Thursday, June 16, 2016

Maybe we SHOULD consider banning a few things. . .

A ban on Boeing 767 and 777 aircraft would've prevented them from flying into the World Trade Center towers and the Pentagon on September 11th.

A ban on pressure cookers would've prevented the tragedy at the Boston Marathon.

A ban on offensive political cartoons making fun of a Muslim prophet would've prevented the Charlie Hebdo massacre.

A ban on heavy metal music would've prevented the massacre at a Paris concert.

A ban on fertilizer would've prevented the Murrah Federal Building bombing in Oklahoma City.

A ban on oil would've prevented Saddam Hussein from invading Kuwait to rob them of their oil.

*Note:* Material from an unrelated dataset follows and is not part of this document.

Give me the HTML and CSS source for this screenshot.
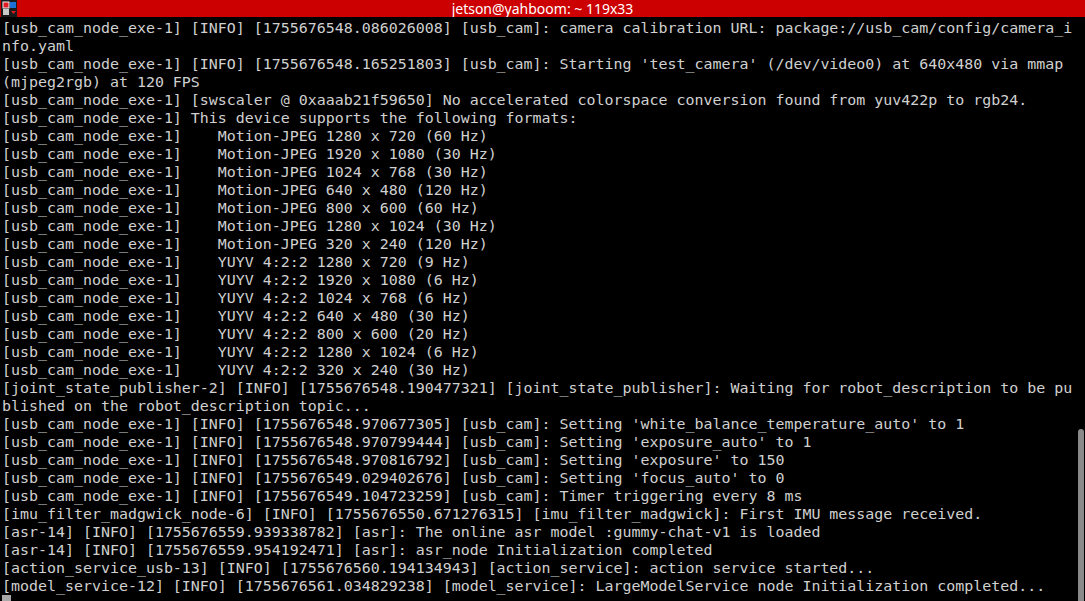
FILE: index.html
```html
<!DOCTYPE html>
<html>
<head>
<meta charset="utf-8">
<link rel="stylesheet" href="styles.css">
</head>
<body>
<div class="window">
  <div class="titlebar">
    <div class="appicon">
      <svg width="16" height="17" viewBox="0 0 16 17">
        <rect x="0" y="0" width="16" height="17" fill="#1a1a1a"/>
        <rect x="2" y="2" width="6" height="6" fill="#e01b24" stroke="#f0f0f0" stroke-width="1"/>
        <rect x="9" y="2" width="6" height="6" fill="#1c71d8"/>
        <rect x="2" y="9" width="6" height="6" fill="#c8c8c8"/>
        <path d="M10 11 L15 11 L12.5 14 Z" fill="#e01b24"/>
      </svg>
    </div>
    <div class="title">jetson@yahboom: ~ 119x33</div>
  </div>
  <div class="terminal">
<div class="row">[usb_cam_node_exe-1] [INFO] [1755676548.086026008] [usb_cam]: camera calibration URL: package://usb_cam/config/camera_i</div>
<div class="row">nfo.yaml</div>
<div class="row">[usb_cam_node_exe-1] [INFO] [1755676548.165251803] [usb_cam]: Starting 'test_camera' (/dev/video0) at 640x480 via mmap</div>
<div class="row">(mjpeg2rgb) at 120 FPS</div>
<div class="row">[usb_cam_node_exe-1] [swscaler @ 0xaaab21f59650] No accelerated colorspace conversion found from yuv422p to rgb24.</div>
<div class="row">[usb_cam_node_exe-1] This device supports the following formats:</div>
<div class="row">[usb_cam_node_exe-1]    Motion-JPEG 1280 x 720 (60 Hz)</div>
<div class="row">[usb_cam_node_exe-1]    Motion-JPEG 1920 x 1080 (30 Hz)</div>
<div class="row">[usb_cam_node_exe-1]    Motion-JPEG 1024 x 768 (30 Hz)</div>
<div class="row">[usb_cam_node_exe-1]    Motion-JPEG 640 x 480 (120 Hz)</div>
<div class="row">[usb_cam_node_exe-1]    Motion-JPEG 800 x 600 (60 Hz)</div>
<div class="row">[usb_cam_node_exe-1]    Motion-JPEG 1280 x 1024 (30 Hz)</div>
<div class="row">[usb_cam_node_exe-1]    Motion-JPEG 320 x 240 (120 Hz)</div>
<div class="row">[usb_cam_node_exe-1]    YUYV 4:2:2 1280 x 720 (9 Hz)</div>
<div class="row">[usb_cam_node_exe-1]    YUYV 4:2:2 1920 x 1080 (6 Hz)</div>
<div class="row">[usb_cam_node_exe-1]    YUYV 4:2:2 1024 x 768 (6 Hz)</div>
<div class="row">[usb_cam_node_exe-1]    YUYV 4:2:2 640 x 480 (30 Hz)</div>
<div class="row">[usb_cam_node_exe-1]    YUYV 4:2:2 800 x 600 (20 Hz)</div>
<div class="row">[usb_cam_node_exe-1]    YUYV 4:2:2 1280 x 1024 (6 Hz)</div>
<div class="row">[usb_cam_node_exe-1]    YUYV 4:2:2 320 x 240 (30 Hz)</div>
<div class="row">[joint_state_publisher-2] [INFO] [1755676548.190477321] [joint_state_publisher]: Waiting for robot_description to be pu</div>
<div class="row">blished on the robot_description topic...</div>
<div class="row">[usb_cam_node_exe-1] [INFO] [1755676548.970677305] [usb_cam]: Setting 'white_balance_temperature_auto' to 1</div>
<div class="row">[usb_cam_node_exe-1] [INFO] [1755676548.970799444] [usb_cam]: Setting 'exposure_auto' to 1</div>
<div class="row">[usb_cam_node_exe-1] [INFO] [1755676548.970816792] [usb_cam]: Setting 'exposure' to 150</div>
<div class="row">[usb_cam_node_exe-1] [INFO] [1755676549.029402676] [usb_cam]: Setting 'focus_auto' to 0</div>
<div class="row">[usb_cam_node_exe-1] [INFO] [1755676549.104723259] [usb_cam]: Timer triggering every 8 ms</div>
<div class="row">[imu_filter_madgwick_node-6] [INFO] [1755676550.671276315] [imu_filter_madgwick]: First IMU message received.</div>
<div class="row">[asr-14] [INFO] [1755676559.939338782] [asr]: The online asr model :gummy-chat-v1 is loaded</div>
<div class="row">[asr-14] [INFO] [1755676559.954192471] [asr]: asr_node Initialization completed</div>
<div class="row">[action_service_usb-13] [INFO] [1755676560.194134943] [action_service]: action service started...</div>
<div class="row">[model_service-12] [INFO] [1755676561.034829238] [model_service]: LargeModelService node Initialization completed...</div>
<div class="row"><span class="cursor"> </span></div>
    <div class="scrollbar"></div>
  </div>
</div>
</body>
</html>
```

FILE: styles.css
```css
html, body {
  margin: 0;
  padding: 0;
  background: #000000;
  overflow: hidden;
}

.window {
  width: 1085px;
  height: 601px;
  display: flex;
  flex-direction: column;
  overflow: hidden;
}

.titlebar {
  height: 17px;
  flex: none;
  background: #cc0000;
  display: flex;
  align-items: center;
  position: relative;
}

.appicon {
  width: 16px;
  height: 17px;
  margin-left: 1px;
  display: flex;
}

.title {
  position: absolute;
  left: 0;
  right: 0;
  top: 0;
  text-align: center;
  color: #ffffff;
  font-family: "Noto Sans", "DejaVu Sans", sans-serif;
  font-size: 14px;
  line-height: 17px;
  padding-left: 0;
  pointer-events: none;
}

.terminal {
  flex: 1;
  position: relative;
  background: #000000;
  color: #d0d0d0;
  font-family: "DejaVu Sans Mono", monospace;
  font-size: 14.95px;
  line-height: 18px;
  padding: 2px 0 0 2px;
  overflow: hidden;
}

.row {
  white-space: pre;
  height: 18px;
}

.cursor {
  display: inline-block;
  width: 9px;
  height: 18px;
  background: #a8a8a8;
  vertical-align: top;
}

.scrollbar {
  position: absolute;
  right: 1px;
  top: 412px;
  width: 6px;
  bottom: 0;
  background: #8a8a8a;
  border-radius: 3px 3px 0 0;
}
```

A ban on gasoline would've prevented ISIS from burning those pilots alive in a cage.

A ban on water would've prevented ISIS from drowning those prisoners.

A ban on homosexuality would prevent ISIS from tossing homosexuals off of rooftops.

A ban on all religions except for Islam would stop all attacks by Islamic nutbags.  Oh wait. . . whoops. They randomly attack each other as well as innocent people all over the world.

Oh well, back to the drawing board.

When funny isn't funny.

Sadly, these aren't funny but rather true.

Some visual food for thought today and a big question of just how we managed to sink to this level.

Wednesday, June 15, 2016

When gun stores betray gun owners.

I read a tall tale, otherwise known as a story from the New York Daily News, the other day about some guy that I'm guessing was born without functional testicles claiming that firing a few rounds from an ordinary, everyday stock AR-15 game him PTSD. His name is Gersh Kuntzman and he was the yarn-spinner of this tall tale.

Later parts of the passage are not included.